Climate changes are likely to have a substantial effect on agriculture in the UK. In general, higher temperatures would decrease the yields of cereal crops (such as wheat) although the yield of crops such as potatoes and sugar beet would tend to increase. However, pests such as the Colorado beetle on potatoes and rhizomania on sugar beet, currently thought to be limited by temperature, could become more prevalent in the future. The length of the growing season for grasses and trees would increase by about 15 days per degree Celsius rise in average surface temperature, an increase that could improve the viability of crops such as maize and sunflower, which are currently grown more in warmer climates.

Increases in sea level, and the frequency and magnitude of storms, storm surges and waves would lead to an enhanced frequency of coastal flooding. A number of low-lying areas are particularly vulnerable to sea level rise, including the coasts of East Anglia, Lancashire, Lincolnshire and Essex, the Thames estuary, parts of the North Wales coast, the Clyde/Forth estuaries and the Belfast Lough. Flooding would result in short-term disruption to transport, manufacturing and housing, and long-term damage to engineering structures such as coastal power stations, rail and road systems. In addition, long-term damage to agricultural land and groundwater supplies, which provide about 30% of the water supply in the UK, would occur in some areas due to salt water infiltration.

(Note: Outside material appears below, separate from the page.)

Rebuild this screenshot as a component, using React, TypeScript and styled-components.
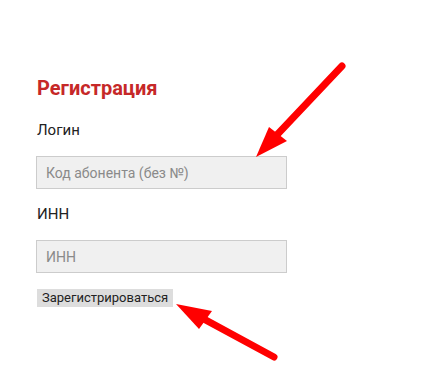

Water resources would generally benefit from wetter winters, but warmer summers with longer growing seasons and increased evaporation would lead to greater pressures on water resources, especially in the southeast of the UK. Increased rainfall variability, even in a wetter climate, could lead to more droughts in any region in the UK. Higher temperatures would lead to increased demand for water and higher peak demands, requiring increased investment in water resources and infrastructure. An increase in temperature would increase demand for irrigation, and abstraction from agriculture would compete with abstractions for piped water supply by other users.

Higher temperatures would have a pronounced effect on energy demand. Space heating needs would decrease substantially but increased demand for air conditioning may entail greater electricity use. Repeated annual droughts could adversely affect certain manufacturing industries requiring large amounts of process water, such as paper-making, brewing and food industries, as well as power generation and the chemical industry.

Sensitivity to weather and climate change is high for all forms of transport. Snow and ice present a very difficult weather related problem for the transport sector. A reduction in the frequency, severity and duration of winter freeze in the British Isles would be likely under conditions associated with global warming and could be beneficial. However, any increase in the frequency of severe gale episodes could increase disruption to all transport sectors.

The insurance industry would be immediately affected by a shift in the risk of damaging weather events arising from climate change in the British Isles. If the risk of flooding increases due to sea level rise, this would expose the financial sector to the greatest potential losses.

UK tourism has an international dimension which is sensitive to any change in climate which alters the competitive balance of holiday destinations worldwide. If any changes to warmer, drier summer conditions occur, this could stimulate an overall increase in tourism in the UK. However, any significant increase in rainfall, wind speed or cloud cover could offset some of the general advantages expected from higher temperatures.